*Given request*. Locate every line in the material below that has the word "this". Copy each of those lines.

── Dataset content

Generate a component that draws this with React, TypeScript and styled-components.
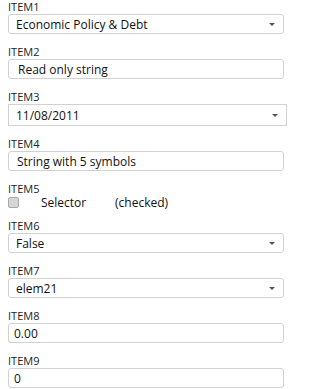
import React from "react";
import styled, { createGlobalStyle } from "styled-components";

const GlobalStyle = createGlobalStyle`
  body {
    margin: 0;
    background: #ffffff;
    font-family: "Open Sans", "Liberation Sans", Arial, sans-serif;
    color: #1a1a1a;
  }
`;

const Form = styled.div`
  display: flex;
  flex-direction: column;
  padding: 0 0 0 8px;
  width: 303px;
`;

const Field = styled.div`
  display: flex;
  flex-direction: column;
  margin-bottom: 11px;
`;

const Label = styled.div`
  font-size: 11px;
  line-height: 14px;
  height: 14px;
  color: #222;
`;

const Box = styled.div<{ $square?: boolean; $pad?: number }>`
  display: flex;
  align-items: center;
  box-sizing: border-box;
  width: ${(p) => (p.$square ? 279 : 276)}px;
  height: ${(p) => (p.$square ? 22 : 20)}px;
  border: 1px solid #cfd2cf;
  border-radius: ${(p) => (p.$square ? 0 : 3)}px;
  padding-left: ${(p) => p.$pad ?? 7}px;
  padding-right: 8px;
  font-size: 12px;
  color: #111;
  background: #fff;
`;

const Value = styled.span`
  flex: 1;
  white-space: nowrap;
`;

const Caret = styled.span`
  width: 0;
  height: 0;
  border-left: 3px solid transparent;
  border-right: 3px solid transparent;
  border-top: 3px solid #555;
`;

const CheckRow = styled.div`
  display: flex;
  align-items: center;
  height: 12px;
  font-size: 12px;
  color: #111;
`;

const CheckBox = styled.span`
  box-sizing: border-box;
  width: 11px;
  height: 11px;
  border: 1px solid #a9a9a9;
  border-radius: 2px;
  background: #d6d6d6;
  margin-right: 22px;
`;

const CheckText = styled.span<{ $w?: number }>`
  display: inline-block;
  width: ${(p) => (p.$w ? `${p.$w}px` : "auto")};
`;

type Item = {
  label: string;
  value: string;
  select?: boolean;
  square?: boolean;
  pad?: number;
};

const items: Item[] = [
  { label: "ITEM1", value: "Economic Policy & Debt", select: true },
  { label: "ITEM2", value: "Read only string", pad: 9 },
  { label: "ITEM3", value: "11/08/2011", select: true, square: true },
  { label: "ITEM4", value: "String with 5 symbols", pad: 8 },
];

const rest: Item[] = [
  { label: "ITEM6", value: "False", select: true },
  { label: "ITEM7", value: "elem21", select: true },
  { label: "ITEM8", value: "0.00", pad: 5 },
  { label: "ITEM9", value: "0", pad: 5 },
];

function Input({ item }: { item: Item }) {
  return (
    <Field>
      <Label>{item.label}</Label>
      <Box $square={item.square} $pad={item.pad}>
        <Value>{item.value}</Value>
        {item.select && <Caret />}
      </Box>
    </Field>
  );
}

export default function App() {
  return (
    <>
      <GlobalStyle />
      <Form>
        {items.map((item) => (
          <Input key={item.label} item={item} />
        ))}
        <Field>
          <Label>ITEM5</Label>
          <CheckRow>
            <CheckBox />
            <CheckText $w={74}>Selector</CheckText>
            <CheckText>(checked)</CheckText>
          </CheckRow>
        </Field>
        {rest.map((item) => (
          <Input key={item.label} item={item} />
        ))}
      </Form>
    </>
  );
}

────
── Dataset content

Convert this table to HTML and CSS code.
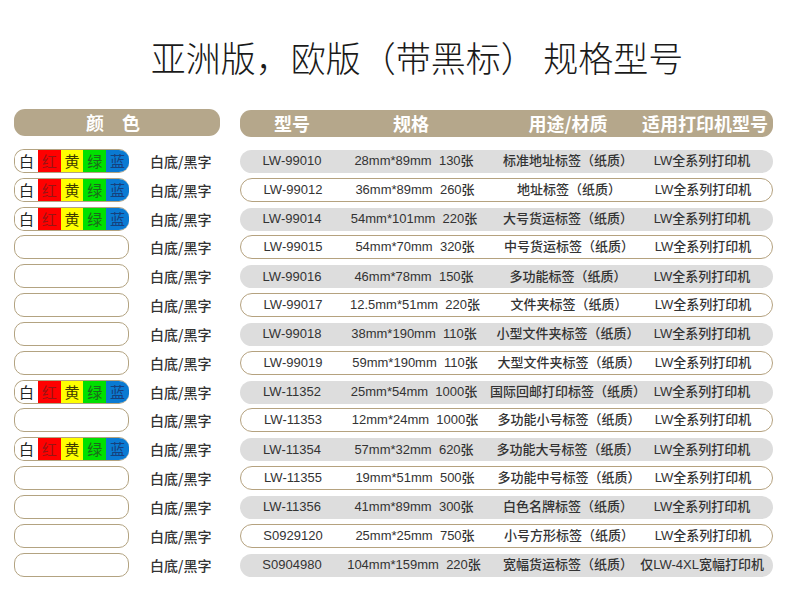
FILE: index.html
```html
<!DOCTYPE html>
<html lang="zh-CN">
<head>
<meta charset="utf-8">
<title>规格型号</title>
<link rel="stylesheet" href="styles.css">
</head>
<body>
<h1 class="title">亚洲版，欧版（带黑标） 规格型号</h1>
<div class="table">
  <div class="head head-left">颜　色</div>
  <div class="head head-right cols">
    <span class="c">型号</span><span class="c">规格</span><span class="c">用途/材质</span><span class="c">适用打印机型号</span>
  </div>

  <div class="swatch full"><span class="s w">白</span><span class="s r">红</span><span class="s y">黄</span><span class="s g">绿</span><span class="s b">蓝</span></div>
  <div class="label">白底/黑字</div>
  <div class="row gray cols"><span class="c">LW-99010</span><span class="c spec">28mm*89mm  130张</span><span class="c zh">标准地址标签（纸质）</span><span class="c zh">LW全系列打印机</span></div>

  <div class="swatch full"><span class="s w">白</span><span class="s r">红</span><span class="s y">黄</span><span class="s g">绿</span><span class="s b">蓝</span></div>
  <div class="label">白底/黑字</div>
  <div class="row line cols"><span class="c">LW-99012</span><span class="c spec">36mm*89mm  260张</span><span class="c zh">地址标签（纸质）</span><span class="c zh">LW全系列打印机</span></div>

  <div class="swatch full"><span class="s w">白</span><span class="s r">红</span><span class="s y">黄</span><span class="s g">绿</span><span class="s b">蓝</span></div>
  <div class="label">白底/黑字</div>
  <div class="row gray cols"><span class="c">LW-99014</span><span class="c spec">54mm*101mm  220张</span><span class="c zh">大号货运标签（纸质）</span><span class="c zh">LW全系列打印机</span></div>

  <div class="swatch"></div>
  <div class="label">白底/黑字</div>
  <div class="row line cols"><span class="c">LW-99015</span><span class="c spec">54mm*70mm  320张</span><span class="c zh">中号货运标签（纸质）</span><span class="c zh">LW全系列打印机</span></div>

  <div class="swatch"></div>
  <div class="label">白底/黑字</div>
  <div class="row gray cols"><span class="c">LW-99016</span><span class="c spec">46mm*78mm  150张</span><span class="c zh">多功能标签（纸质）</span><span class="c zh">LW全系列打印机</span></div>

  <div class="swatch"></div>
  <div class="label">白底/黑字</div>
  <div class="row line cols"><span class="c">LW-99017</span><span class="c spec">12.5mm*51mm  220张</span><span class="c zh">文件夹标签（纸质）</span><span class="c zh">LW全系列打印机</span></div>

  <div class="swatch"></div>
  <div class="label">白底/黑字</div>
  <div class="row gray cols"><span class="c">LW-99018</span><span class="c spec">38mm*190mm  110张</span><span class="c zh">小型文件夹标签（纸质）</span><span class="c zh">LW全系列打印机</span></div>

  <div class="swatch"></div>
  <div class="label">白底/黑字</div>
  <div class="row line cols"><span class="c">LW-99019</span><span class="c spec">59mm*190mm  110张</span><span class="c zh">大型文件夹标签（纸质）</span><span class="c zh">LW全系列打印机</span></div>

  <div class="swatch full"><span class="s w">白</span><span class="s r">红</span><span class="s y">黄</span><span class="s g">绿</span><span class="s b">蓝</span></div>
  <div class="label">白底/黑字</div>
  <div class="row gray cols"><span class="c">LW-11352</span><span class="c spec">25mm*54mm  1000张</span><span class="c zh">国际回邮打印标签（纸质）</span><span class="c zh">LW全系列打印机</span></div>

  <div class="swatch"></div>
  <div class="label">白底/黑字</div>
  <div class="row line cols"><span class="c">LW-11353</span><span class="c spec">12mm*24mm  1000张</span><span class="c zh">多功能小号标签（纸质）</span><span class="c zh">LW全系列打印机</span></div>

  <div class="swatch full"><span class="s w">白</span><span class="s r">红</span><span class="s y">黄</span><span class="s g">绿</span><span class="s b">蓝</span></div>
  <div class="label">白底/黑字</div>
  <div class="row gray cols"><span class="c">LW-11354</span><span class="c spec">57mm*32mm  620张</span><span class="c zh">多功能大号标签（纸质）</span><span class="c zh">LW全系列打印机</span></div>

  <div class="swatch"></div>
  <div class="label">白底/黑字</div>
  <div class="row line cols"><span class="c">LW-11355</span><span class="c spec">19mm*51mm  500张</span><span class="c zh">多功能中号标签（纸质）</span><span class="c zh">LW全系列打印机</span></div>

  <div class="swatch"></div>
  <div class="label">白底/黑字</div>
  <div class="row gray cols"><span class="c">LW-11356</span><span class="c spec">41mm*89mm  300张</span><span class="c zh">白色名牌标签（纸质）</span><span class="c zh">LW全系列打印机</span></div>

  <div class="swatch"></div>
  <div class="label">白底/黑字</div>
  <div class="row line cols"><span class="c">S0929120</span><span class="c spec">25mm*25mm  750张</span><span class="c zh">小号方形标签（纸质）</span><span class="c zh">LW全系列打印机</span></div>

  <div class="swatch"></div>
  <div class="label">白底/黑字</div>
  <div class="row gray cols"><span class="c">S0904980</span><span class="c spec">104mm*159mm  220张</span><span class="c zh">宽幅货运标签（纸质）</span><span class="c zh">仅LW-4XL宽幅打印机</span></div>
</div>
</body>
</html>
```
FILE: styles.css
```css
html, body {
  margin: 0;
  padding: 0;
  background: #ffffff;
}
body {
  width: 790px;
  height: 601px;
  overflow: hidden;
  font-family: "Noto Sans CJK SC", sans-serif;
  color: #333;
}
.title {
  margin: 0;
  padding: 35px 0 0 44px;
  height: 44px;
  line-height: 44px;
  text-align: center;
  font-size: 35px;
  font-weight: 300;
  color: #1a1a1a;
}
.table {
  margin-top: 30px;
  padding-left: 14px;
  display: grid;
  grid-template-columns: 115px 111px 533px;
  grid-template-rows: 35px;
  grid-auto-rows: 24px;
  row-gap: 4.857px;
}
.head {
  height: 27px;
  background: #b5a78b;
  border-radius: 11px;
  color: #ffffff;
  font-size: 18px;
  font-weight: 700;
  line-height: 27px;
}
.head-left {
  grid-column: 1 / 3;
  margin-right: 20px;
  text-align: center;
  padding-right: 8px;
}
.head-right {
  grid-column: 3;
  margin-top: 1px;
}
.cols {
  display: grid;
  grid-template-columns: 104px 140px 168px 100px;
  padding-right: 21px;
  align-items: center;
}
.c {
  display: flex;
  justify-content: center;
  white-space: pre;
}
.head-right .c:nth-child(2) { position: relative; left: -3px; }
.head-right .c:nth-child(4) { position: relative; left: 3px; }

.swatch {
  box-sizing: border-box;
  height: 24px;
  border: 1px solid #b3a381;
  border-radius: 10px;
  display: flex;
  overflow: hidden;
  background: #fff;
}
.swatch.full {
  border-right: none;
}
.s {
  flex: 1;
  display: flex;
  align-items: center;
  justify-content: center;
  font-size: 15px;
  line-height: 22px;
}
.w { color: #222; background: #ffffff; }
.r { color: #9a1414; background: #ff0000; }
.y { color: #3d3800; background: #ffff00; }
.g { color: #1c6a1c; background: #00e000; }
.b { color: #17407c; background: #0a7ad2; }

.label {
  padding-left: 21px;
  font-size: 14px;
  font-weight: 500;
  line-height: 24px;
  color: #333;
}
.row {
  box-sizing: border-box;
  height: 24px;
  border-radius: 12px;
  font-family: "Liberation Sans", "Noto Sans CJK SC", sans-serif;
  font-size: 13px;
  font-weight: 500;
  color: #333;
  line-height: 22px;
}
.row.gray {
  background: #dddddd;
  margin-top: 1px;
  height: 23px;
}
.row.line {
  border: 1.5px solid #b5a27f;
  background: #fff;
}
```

────

*The output*.
Generate a component that draws this with React, TypeScript and styled-components.
Convert this table to HTML and CSS code.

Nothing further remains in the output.